Ayant déjà fait partie d’un gouvernement, je sais que nous sommes limités par notre mandat et que nous ne pouvons pas faire tout ce que nous voulons. J’en étais très conscient lorsque j’ai rédigé mon amendement, qui laisse simplement la porte ouverte au ministre pour qu’il puisse négocier avec les Inuits l’inclusion de notre langue.
Le premier ministre et les ministres n’hésitent pas à dire dans cette enceinte qu’au sein des comités, les députés sont indépendants. Qu’on ne leur dit pas comment ils doivent voter en comité. Je sais maintenant que ce n’est pas le cas. Dans notre comité, c'est du pareil au même. Tous les députés libéraux ont rejeté mon amendement, comme on leur avait dit de le faire, et ils ont rejeté la totalité des amendements de l’opposition.
Je suis peut-être naïf, mais je suis de ceux qui pensent que les comités de la Chambre des communes sont le lieu où tous les députés, quelle que soit leur allégeance politique, peuvent travailler ensemble pour améliorer un projet de loi. Et croyez-moi, ce projet de loi a besoin d’être amélioré.
Rejeter des amendements sans même les avoir examinés, simplement parce qu’ils ne sont pas libéraux, c’est faire de la politique primaire. Ce n’est pas de la démocratie.
Au Nunavut, nous gouvernons par consensus. Nous n’avons pas de divisions politiques. Tous nos députés travaillent ensemble pour le bien du peuple. On pourrait s’en inspirer ici. Le projet de loi C-91 ne s’en porterait que mieux.
La semaine dernière, j’ai demandé au premier ministre pourquoi, dans le budget, il finançait directement l'Inuit Tapiriit Kanatami, court-circuitant ainsi le gouvernement du Nunavut, pour remédier à la crise du logement et aux problèmes du système de santé que nous avons chez nous. Pourtant, c’est le gouvernement du Nunavut qui est responsable de ces deux dossiers. Le premier ministre s’est énervé en disant qu’il ne présenterait pas d’excuses « pour l’approche [qu'il a] adoptée en matière de réconciliation ».
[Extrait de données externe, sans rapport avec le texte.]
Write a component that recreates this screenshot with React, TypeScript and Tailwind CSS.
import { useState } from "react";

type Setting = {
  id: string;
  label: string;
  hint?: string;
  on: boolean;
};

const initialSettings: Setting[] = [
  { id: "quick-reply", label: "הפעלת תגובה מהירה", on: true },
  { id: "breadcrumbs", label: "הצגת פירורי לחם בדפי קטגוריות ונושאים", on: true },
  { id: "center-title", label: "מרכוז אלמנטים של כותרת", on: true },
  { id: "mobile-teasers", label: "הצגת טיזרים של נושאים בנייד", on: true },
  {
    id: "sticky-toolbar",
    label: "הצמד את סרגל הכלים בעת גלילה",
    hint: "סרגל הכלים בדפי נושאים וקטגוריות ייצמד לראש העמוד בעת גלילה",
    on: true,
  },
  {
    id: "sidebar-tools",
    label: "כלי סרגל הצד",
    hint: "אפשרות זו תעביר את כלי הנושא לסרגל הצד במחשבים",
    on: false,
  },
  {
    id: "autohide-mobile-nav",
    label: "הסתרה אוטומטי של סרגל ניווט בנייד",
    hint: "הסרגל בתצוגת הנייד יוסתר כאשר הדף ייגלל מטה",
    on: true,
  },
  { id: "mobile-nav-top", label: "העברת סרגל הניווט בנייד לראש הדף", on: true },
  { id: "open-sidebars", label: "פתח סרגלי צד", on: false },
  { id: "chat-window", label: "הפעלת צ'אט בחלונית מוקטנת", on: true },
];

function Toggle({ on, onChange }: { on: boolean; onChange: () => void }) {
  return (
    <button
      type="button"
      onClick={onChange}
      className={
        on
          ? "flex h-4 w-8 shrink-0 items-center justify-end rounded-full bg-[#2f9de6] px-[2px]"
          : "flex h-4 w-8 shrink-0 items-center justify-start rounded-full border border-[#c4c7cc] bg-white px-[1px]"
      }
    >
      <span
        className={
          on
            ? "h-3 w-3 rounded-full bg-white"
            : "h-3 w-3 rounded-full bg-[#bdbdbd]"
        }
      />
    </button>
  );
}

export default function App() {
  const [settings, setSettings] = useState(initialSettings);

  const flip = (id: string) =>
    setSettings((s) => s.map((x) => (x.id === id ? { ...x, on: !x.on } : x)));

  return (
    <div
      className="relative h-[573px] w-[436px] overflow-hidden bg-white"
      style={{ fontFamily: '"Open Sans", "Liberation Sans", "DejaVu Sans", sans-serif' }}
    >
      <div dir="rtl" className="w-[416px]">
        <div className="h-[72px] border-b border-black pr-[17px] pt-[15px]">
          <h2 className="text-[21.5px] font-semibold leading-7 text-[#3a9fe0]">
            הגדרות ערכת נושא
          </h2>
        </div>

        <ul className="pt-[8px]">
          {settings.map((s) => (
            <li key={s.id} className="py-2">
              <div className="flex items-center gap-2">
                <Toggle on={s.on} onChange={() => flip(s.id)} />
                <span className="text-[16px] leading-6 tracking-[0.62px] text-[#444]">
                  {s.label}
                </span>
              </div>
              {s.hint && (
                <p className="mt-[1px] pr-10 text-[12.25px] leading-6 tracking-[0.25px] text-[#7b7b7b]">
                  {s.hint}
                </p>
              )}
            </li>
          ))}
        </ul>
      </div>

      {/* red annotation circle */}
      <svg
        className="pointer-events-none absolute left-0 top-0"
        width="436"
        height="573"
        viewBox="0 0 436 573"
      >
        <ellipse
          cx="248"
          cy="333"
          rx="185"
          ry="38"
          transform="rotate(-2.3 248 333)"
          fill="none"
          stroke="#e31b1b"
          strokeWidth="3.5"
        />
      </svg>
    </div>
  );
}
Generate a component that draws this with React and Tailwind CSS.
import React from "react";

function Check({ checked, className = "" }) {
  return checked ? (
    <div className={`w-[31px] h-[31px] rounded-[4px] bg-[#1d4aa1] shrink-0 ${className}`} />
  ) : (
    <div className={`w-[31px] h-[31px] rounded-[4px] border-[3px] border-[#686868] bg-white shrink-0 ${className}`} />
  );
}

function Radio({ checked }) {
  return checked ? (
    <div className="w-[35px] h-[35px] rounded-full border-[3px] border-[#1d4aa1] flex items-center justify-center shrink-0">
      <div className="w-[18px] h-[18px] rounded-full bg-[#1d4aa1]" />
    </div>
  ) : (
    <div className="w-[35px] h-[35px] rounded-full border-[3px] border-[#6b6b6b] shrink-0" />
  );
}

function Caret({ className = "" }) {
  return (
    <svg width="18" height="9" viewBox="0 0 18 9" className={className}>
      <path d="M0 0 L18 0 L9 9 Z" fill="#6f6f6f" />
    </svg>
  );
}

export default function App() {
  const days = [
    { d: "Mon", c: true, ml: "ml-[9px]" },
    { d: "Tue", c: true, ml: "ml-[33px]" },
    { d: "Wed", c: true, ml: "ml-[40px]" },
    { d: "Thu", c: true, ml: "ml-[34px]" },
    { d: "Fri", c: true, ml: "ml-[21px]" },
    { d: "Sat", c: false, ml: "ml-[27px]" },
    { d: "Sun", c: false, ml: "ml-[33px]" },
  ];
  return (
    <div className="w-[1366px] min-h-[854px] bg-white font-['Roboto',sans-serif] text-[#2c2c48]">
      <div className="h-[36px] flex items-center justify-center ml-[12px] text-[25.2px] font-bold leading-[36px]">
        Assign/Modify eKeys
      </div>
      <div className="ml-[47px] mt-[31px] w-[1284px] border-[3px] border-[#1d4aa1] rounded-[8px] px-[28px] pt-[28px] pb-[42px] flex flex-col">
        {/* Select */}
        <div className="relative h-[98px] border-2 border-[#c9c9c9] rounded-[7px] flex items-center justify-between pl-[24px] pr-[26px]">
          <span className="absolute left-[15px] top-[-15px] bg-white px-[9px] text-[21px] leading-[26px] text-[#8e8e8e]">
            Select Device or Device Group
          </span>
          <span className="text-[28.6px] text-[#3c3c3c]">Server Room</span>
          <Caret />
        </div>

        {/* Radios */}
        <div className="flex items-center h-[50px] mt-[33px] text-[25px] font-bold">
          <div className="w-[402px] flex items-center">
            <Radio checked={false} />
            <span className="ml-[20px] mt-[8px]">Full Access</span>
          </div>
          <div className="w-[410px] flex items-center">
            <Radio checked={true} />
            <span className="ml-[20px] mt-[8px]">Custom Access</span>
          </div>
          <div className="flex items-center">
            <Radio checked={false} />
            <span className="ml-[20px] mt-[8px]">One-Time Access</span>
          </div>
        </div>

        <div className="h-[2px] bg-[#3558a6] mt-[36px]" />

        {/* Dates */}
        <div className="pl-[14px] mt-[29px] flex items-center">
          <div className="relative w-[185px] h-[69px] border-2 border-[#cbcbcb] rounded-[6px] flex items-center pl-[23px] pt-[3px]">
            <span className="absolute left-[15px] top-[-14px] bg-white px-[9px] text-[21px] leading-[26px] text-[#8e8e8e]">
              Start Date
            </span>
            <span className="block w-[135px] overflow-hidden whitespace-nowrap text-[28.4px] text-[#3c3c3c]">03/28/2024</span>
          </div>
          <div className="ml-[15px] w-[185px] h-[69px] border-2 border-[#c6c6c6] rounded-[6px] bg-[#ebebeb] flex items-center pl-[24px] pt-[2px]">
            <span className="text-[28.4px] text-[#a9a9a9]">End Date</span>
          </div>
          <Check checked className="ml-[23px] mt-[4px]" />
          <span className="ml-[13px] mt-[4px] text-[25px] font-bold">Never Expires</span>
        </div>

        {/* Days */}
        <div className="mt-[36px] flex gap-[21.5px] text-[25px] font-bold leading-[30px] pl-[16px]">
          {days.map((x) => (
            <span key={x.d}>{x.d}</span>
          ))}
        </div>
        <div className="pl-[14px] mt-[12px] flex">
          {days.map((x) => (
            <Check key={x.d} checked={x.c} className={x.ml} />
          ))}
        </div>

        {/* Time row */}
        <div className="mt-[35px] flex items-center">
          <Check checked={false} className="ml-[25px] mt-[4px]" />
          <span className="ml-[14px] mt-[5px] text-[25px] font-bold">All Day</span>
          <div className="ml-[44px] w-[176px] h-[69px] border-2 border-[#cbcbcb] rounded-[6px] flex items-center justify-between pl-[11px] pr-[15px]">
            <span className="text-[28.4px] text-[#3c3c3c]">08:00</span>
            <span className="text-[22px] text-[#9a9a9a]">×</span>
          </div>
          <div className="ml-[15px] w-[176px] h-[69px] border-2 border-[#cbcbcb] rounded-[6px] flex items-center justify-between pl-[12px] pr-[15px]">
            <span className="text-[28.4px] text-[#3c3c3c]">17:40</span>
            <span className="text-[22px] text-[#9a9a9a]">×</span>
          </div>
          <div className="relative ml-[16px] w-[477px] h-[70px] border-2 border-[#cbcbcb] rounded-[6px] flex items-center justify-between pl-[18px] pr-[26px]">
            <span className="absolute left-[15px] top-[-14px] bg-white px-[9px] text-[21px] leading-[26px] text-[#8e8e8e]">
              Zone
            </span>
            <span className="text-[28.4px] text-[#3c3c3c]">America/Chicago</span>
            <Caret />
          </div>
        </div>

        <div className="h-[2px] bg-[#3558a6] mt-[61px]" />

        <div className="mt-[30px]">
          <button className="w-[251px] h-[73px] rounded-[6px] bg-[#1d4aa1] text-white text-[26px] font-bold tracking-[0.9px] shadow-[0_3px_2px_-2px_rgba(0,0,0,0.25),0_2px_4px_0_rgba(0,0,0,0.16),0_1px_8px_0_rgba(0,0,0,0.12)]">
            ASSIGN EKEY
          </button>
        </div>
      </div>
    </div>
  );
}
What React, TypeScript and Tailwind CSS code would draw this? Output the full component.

C’est exactement l’approche que l’ITK pensait qu’il utilisait pour l’élaboration de ce projet de loi. Mais il est maintenant évident que le gouvernement n’a jamais eu l’intention de l’utiliser, et c’est ce que l’ITK reproche notamment au projet de loi.
En disant cela, le premier ministre a laissé entendre que, pour le budget, il a utilisé l’approche de nation à nation avec les Inuits. Or, il ne peut pas jouer sur les deux tableaux, traiter de nation à nation avec les Inuits dans un projet de loi et les écarter dans un autre.
C’est un projet de loi qui est très important et qu’on attend depuis longtemps. La préservation des langues est importante pour toutes les cultures. Aujourd’hui, pour la première fois, nous reconnaissons le statut des langues autochtones et prenons des mesures pour empêcher leur extinction, mais malheureusement, ce n’est pas le cas de toutes les langues.
Pour cette raison précise que les langues inuites ne sont pas incluses dans le projet de loi, je ne peux pas l'appuyer. Je suis prêt à répondre à toute observation ou question des députés.